A former police officer named as a potential target in an ongoing HOA corruption probe died Tuesday in an apparent suicide.
Retired Metro Police Lieutenant Chris Van Cleef died of what appears to be a self-inflicted gunshot wound Tuesday morning. The circumstances surrounding his death are under investigation but it certainly looks like a suicide according to law enforcement sources.
Van Cleef spent years with Metro and retired as a Lieutenant in 2005 after getting nabbed in Utah for a DUI. His name and that of two other former Metro Officers, surfaced last week in the massive FBI-Metro investigation into alleged corruption within local homeowner association boards.
Agents served search warrants at several locations, seeking evidence to link local attorneys and contractors to HOA's all over the valley.
One warrant was served at Platinum Communities, which is owned by the ex-wife of a current Metro Officer.
Lawmen think the outside interests conspired to take over the homeowner boards so that expensive repairs and lucrative construction defect lawsuits could be channeled to particular co-conspirators.
Van Cleef was elected to the board of the Pebble Creek Homeowner Association. Pebble Creek is one of the developments which is at the heart of the investigation.
No charges have been filed, but pressure is growing and sources close to the probe say the potential targets appear to be turning on each other.

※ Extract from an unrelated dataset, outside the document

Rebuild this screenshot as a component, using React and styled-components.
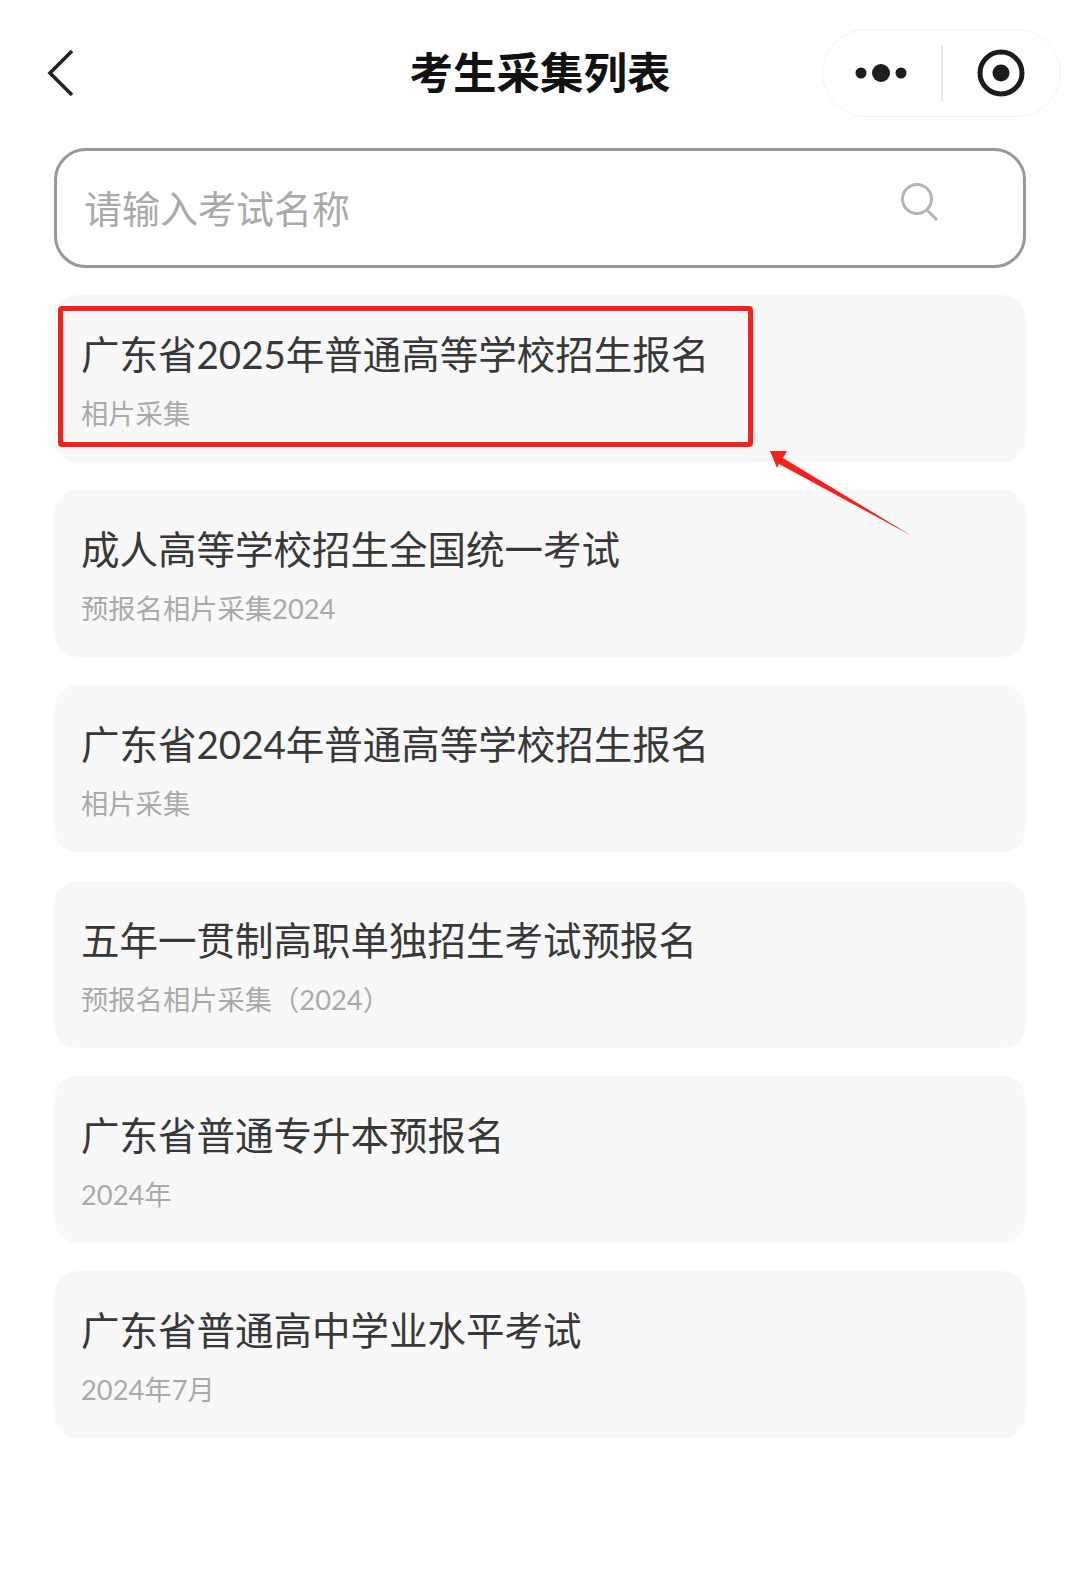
import React from "react";
import styled, { createGlobalStyle } from "styled-components";

const GlobalStyle = createGlobalStyle`
  html, body {
    margin: 0;
    padding: 0;
    background: #fff;
    font-family: "Lato", "Noto Sans CJK SC", sans-serif;
  }
`;

const Page = styled.div`
  width: 1080px;
  height: 1594px;
  overflow: hidden;
  background: #fff;
`;

const NavBar = styled.header`
  display: grid;
  grid-template-columns: 1fr auto 1fr;
  align-items: center;
  height: 88px;
  padding: 29px 19px 0;
`;

const BackIcon = styled.svg`
  width: 28px;
  height: 48px;
  display: block;
  margin-left: 28px;
`;

const Title = styled.h1`
  margin: 0;
  font-size: 43.5px;
  line-height: 1;
  font-weight: 700;
  color: #111;
`;

const Capsule = styled.div`
  justify-self: end;
  display: flex;
  align-items: center;
  width: 239px;
  height: 88px;
  box-sizing: border-box;
  border: 1px solid #f3f3f3;
  border-radius: 44px;
`;

const CapsuleSlot = styled.div`
  flex: 1;
  display: flex;
  align-items: center;
  justify-content: center;
`;

const CapsuleDivider = styled.div`
  width: 2px;
  height: 56px;
  background: #e8e8e8;
`;

const SearchBox = styled.div`
  display: flex;
  align-items: center;
  justify-content: space-between;
  box-sizing: border-box;
  width: 972px;
  height: 120px;
  margin: 31px 0 0 54px;
  padding: 0 83px 0 27px;
  border: 3px solid #999;
  border-radius: 32px;
`;

const Placeholder = styled.span`
  font-size: 38px;
  line-height: 1;
  color: #aaa;
`;

const SearchIcon = styled.svg`
  width: 40px;
  height: 40px;
  display: block;
  margin-top: -12px;
`;

const List = styled.div`
  display: flex;
  flex-direction: column;
  gap: 28.2px;
  margin: 27px 0 0 54px;
  width: 972px;
`;

const Card = styled.div`
  position: relative;
  box-sizing: border-box;
  height: 167px;
  padding: 36px 27px 0;
  background: #f8f8f8;
  border-radius: 24px;
`;

const CardTitle = styled.div`
  font-size: 38.5px;
  line-height: 46px;
  color: #383838;
  white-space: nowrap;
`;

const CardSub = styled.div`
  margin-top: 21px;
  font-size: 27.3px;
  line-height: 32px;
  color: #aaa;
  white-space: nowrap;
`;

const Highlight = styled.div`
  position: absolute;
  left: 4px;
  top: 11px;
  width: 695px;
  height: 141px;
  box-sizing: border-box;
  border: 5px solid #f5221b;
  border-radius: 4px;
`;

const Arrow = styled.svg`
  position: absolute;
  z-index: 2;
  left: 714px;
  top: 154px;
  width: 146px;
  height: 88px;
`;

const items = [
  { title: "广东省2025年普通高等学校招生报名", sub: "相片采集", marked: true },
  { title: "成人高等学校招生全国统一考试", sub: "预报名相片采集2024" },
  { title: "广东省2024年普通高等学校招生报名", sub: "相片采集" },
  { title: "五年一贯制高职单独招生考试预报名", sub: "预报名相片采集（2024）" },
  { title: "广东省普通专升本预报名", sub: "2024年" },
  { title: "广东省普通高中学业水平考试", sub: "2024年7月" },
];

const App = () => {
  return (
    <Page>
      <GlobalStyle />
      <NavBar>
        <BackIcon viewBox="0 0 28 48">
          <path d="M25 2 L3 24 L25 46" fill="none" stroke="#222" strokeWidth="3.6" />
        </BackIcon>
        <Title>考生采集列表</Title>
        <Capsule>
          <CapsuleSlot>
            <svg width="56" height="20" viewBox="0 0 56 20">
              <circle cx="7" cy="10" r="5.5" fill="#1c1c1c" />
              <circle cx="27" cy="10" r="9" fill="#1c1c1c" />
              <circle cx="47" cy="10" r="5.5" fill="#1c1c1c" />
            </svg>
          </CapsuleSlot>
          <CapsuleDivider />
          <CapsuleSlot>
            <svg width="48" height="48" viewBox="0 0 48 48">
              <circle cx="24" cy="24" r="21" fill="none" stroke="#1c1c1c" strokeWidth="5" />
              <circle cx="24" cy="24" r="8.5" fill="#1c1c1c" />
            </svg>
          </CapsuleSlot>
        </Capsule>
      </NavBar>

      <SearchBox>
        <Placeholder>请输入考试名称</Placeholder>
        <SearchIcon viewBox="0 0 40 40">
          <circle cx="17" cy="17" r="14.5" fill="none" stroke="#b4b4b4" strokeWidth="3" />
          <path d="M27 28 L37 38" fill="none" stroke="#b4b4b4" strokeWidth="3" />
        </SearchIcon>
      </SearchBox>

      <List>
        {items.map((item) => (
          <Card key={item.title}>
            <CardTitle>{item.title}</CardTitle>
            <CardSub>{item.sub}</CardSub>
            {item.marked && (
              <>
                <Highlight />
                <Arrow viewBox="0 0 146 88">
                  <path d="M2 2 L19 2 L15 9 L144 87 L11 15 L9 19 Z" fill="#f5221b" />
                </Arrow>
              </>
            )}
          </Card>
        ))}
      </List>
    </Page>
  );
};

export default App;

There's also an interesting twist elsewhere in the unfolding story -- as federal agents and local police pursue leads against Las Vegas law firms and contractors, some of those very same potential targets are teaching courses for the state.
Attorney Nancy Quon, who specializes in construction defects lawsuits and whose name has been linked to several of the HOA's now under suspicion, is signed up to teach classes to future homeowner association managers in a program authorized and promoted by the State of Nevada Real Estate Division.
The schedule shows Quan and her partners teaching courses in community management principles and in construction defects lawsuits. Also listed on the schedule is at least one contractor named in the search warrants served last week.
Whether those classes will continue as scheduled now that Quon and others have been served with warrants will be a decision for real estate officials to make.